The script for Fathers and Daughters, by one Brad Desch, was placed on the Black List for Hollywood’s hottest unproduced screenplays in 2012. The now-completed film only makes this comprehensible if “hot” is read to be a synonym for “radioactive”, and the Black List understood as some sort of deep-sea bunker for the disposal of seething nuclear waste. How it has come to light, and been treated to a production every bit as ham-fisted as the writing deserves, are mysteries beyond ordinary human ken.
Russell Crowe “fell apart” when reading it, the story goes. He’s not holding it together on screen too well, either. As a widowed father, mental health casualty and two-time Pulitzer Prize-winning American novelist called Jake Davis, he barely convinces you his name is Jake Davis. This guy’s custody struggle for a seven-year-old daughter called Katie (Kylie Rogers), whose wealthy aunt (Diane Kruger) and uncle (Bruce Greenwood) think she needs rescuing from Jake’s unstable clutches, takes up about half of the running time.
Reeling from his wife’s sudden death in a car crash, Jake is sent away for treatment, and returns with only one solution to his crippling financial woes. He churns out a book called Bitter Tulips, telling his agent (an endlessly patient Jane Fonda) that it’s the best thing he’s ever written.

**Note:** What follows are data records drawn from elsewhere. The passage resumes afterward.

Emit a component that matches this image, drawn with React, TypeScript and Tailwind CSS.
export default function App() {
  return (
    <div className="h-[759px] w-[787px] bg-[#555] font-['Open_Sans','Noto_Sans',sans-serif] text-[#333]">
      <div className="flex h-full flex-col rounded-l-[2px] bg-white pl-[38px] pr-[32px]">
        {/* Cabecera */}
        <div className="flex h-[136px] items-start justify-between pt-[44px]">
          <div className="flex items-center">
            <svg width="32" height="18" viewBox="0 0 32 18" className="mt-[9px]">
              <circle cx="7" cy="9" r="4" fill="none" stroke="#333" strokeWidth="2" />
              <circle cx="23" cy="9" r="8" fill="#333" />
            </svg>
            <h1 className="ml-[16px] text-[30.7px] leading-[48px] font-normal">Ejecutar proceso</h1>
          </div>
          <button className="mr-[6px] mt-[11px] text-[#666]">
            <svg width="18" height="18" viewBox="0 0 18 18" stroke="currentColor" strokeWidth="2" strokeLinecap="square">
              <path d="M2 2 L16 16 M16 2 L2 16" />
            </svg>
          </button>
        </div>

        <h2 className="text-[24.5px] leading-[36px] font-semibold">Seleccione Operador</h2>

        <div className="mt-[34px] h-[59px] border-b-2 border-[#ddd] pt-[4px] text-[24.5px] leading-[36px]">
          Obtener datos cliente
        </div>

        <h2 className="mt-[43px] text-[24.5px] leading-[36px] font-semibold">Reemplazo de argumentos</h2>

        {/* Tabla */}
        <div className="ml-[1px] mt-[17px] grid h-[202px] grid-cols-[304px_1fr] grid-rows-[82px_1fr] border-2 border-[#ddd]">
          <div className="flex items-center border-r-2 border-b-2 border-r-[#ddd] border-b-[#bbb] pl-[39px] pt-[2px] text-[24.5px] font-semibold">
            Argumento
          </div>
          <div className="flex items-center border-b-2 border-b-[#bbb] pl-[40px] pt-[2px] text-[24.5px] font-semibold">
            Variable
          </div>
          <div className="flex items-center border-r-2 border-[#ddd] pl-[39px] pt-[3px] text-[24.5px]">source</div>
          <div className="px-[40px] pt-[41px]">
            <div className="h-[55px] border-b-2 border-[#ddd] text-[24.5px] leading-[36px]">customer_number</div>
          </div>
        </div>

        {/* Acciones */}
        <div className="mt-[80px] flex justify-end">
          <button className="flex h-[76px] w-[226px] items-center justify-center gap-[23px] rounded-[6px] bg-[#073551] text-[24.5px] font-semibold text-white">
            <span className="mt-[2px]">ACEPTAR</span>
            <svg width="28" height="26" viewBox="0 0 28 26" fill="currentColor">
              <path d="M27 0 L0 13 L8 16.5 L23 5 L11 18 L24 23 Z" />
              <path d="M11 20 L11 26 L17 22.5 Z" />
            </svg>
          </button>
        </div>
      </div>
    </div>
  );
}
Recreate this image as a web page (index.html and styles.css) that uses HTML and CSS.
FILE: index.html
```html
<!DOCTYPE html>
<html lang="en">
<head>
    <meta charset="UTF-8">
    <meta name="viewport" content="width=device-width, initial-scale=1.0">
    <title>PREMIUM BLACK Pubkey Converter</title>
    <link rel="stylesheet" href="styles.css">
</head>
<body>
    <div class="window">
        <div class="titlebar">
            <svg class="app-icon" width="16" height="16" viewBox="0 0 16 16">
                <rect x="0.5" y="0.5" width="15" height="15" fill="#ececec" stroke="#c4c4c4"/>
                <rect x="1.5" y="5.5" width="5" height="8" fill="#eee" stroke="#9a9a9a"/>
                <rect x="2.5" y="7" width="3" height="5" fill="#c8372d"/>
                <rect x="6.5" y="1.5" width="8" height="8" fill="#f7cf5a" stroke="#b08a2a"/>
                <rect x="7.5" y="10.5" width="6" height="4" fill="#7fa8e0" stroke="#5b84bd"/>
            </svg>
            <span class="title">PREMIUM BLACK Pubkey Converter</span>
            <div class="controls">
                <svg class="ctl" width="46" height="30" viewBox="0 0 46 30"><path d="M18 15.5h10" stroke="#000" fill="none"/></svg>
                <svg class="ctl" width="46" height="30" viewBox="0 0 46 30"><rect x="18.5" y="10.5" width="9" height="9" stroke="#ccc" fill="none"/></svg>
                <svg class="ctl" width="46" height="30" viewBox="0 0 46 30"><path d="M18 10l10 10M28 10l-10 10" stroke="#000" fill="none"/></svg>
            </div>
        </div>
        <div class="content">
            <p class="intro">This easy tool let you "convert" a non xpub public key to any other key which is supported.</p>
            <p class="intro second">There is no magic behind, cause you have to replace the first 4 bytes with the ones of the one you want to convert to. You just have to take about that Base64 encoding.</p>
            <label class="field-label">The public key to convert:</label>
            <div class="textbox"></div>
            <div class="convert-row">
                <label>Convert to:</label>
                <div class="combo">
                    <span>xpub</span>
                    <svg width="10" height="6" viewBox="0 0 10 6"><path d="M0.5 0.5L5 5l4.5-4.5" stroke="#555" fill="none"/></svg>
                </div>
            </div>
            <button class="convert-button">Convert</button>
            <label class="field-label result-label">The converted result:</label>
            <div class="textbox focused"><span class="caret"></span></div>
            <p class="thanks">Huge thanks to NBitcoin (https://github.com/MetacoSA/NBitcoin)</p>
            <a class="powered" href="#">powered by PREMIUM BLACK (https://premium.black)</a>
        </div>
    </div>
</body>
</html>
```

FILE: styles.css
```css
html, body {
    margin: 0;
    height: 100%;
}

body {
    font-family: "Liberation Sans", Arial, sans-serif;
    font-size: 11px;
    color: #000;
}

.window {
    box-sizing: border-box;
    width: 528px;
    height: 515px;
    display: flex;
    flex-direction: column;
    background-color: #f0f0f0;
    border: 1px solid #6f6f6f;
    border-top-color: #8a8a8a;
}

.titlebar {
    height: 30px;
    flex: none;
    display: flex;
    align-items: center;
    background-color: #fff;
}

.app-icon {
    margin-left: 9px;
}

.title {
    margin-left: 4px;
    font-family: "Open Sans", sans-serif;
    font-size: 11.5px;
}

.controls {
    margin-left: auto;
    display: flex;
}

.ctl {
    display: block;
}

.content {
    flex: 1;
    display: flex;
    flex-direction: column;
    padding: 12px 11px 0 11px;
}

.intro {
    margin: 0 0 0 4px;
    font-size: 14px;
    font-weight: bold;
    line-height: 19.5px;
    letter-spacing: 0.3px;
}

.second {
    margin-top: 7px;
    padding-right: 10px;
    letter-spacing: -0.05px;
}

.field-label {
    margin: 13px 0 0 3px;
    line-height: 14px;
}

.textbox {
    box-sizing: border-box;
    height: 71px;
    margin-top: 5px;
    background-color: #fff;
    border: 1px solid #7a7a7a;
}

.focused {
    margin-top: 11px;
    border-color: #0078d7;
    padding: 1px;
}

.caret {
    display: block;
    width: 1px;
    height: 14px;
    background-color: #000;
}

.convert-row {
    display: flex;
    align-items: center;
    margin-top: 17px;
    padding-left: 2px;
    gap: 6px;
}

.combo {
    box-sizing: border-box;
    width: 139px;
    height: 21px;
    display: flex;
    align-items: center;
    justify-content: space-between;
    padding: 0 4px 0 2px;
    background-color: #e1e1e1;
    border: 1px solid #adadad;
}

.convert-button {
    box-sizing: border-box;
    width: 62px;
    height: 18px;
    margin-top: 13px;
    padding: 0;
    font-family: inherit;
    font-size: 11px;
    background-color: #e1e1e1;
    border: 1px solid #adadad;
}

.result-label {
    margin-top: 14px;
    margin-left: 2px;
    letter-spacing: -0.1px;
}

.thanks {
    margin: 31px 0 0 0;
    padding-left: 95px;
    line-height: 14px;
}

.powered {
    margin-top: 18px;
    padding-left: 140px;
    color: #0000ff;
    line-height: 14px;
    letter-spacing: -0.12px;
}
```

We’re sceptical, and right to be. His bookshop recital from this magnum opus is pure catnip for bad film connoisseurs. “The rising moon draws the grateful eye. Yes, the tulips are beautiful… for now,” he gives us from the final page. Though the critics are far from kind, autograph hounds besiege Jake, and he has a fit, the worst of several chronic panic attacks.

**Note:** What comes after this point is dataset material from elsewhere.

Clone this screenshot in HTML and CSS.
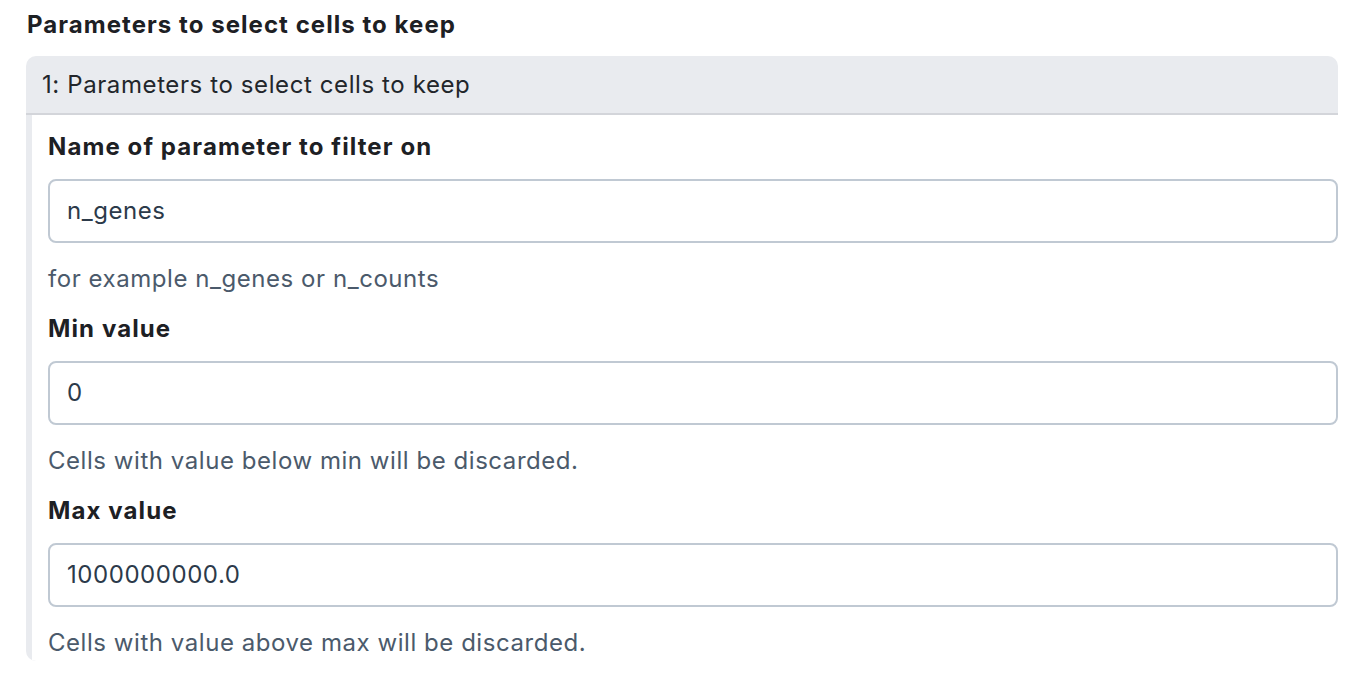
FILE: index.html
```html
<!DOCTYPE html>
<html>
<head>
<meta charset="utf-8">
<link rel="stylesheet" href="styles.css">
</head>
<body>
<div class="page">
  <div class="section-title">Parameters to select cells to keep</div>
  <div class="card">
    <div class="card-header">1: Parameters to select cells to keep</div>
    <div class="card-body">
      <div class="field">
        <div class="label">Name of parameter to filter on</div>
        <div class="input">n_genes</div>
        <div class="help">for example n_genes or n_counts</div>
      </div>
      <div class="field">
        <div class="label">Min value</div>
        <div class="input">0</div>
        <div class="help">Cells with value below min will be discarded.</div>
      </div>
      <div class="field">
        <div class="label">Max value</div>
        <div class="input">1000000000.0</div>
        <div class="help">Cells with value above max will be discarded.</div>
      </div>
    </div>
  </div>
</div>
</body>
</html>
```
FILE: styles.css
```css
html, body {
  margin: 0;
  padding: 0;
  background: #ffffff;
}
body {
  font-family: Inter, "Noto Sans", "Liberation Sans", sans-serif;
  font-size: 24px;
  letter-spacing: 0.55px;
  color: #1d2024;
}
.page {
  padding: 7px 22px 0 26px;
}
.section-title {
  font-weight: 700;
  letter-spacing: 1.05px;
  line-height: 36px;
  margin-bottom: 13px;
  padding-left: 1px;
}
.card {
  background: #e9ebef;
  border-radius: 10px 10px 0 10px;
  overflow: hidden;
}
.card-header {
  height: 57px;
  line-height: 57px;
  padding-left: 16px;
  border-bottom: 2px solid #d3d5da;
  color: #22262b;
  letter-spacing: 0.6px;
}
.card-body {
  margin-left: 6px;
  background: #ffffff;
  padding: 14px 0 0 16px;
}
.field + .field {
  margin-top: 14px;
}
.label {
  font-weight: 700;
  letter-spacing: 1.1px;
  line-height: 36px;
}
.input {
  margin-top: 14px;
  height: 60px;
  line-height: 60px;
  border: 2px solid #c0c9d3;
  border-radius: 8px;
  padding-left: 17px;
  color: #2c3a4a;
}
.help {
  margin-top: 18px;
  line-height: 36px;
  color: #4b5a6b;
}
```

Persuasively inhabiting mental illness is a difficult wire to walk, acting-wise, and Crowe’s technique here is simply all over the shop – he’s meant to be playing a broken and tormented human being, but let’s just say this isn’t always the effect created.
Meanwhile, 25 years later, Amanda Seyfried gets the other half of the story, as Jake’s now-grown daughter, a social worker specialising in orphans, who is also an emotionally damaged young woman specialising in boozy one night stands. The level of psychological nuance in Desch’s script, not to mention feminist enlightenment, makes EL James look like Virginia Woolf.
Some very overqualified actors swing by for menial parts they could have done in a lunch break: Janet McTeer as Katie’s shrink, Octavia Spencer as her boss. Quvenzhané Wallis, as one of her damaged case subjects, gets the best deal in the film, mainly because her character has been rendered mute by psychological distress: you wonder if any of her fellow cast members begged to be afforded the same luxury.
Fonda, in one of the more tin-eared moments of exposition, has to remind Jake which book it was that he won a Pulitzer for back in the day. Kruger’s character reaches for alcohol in every scene she gets, sloshing it around in tumblers like a teenage drama student having a go at Edward Albee. Only when Aaron Paul, as an aspiring novelist obsessed with her father’s career, starts dating Seyfried’s Katie can the inevitable healing begin.
Director Gabriele Muccino, who plucked this script from its uncertain fate, is mainly known for coaxing an Oscar-nominated performance out of Will Smith in The Pursuit of Happyness (2006), then immediately humiliating him with the abysmal Seven Pounds (2008). His ability to rope in such pedigreed names feels like some kind of dark art: if he's not the smoothest talker in Hollywood, he must have a very good hypnotist.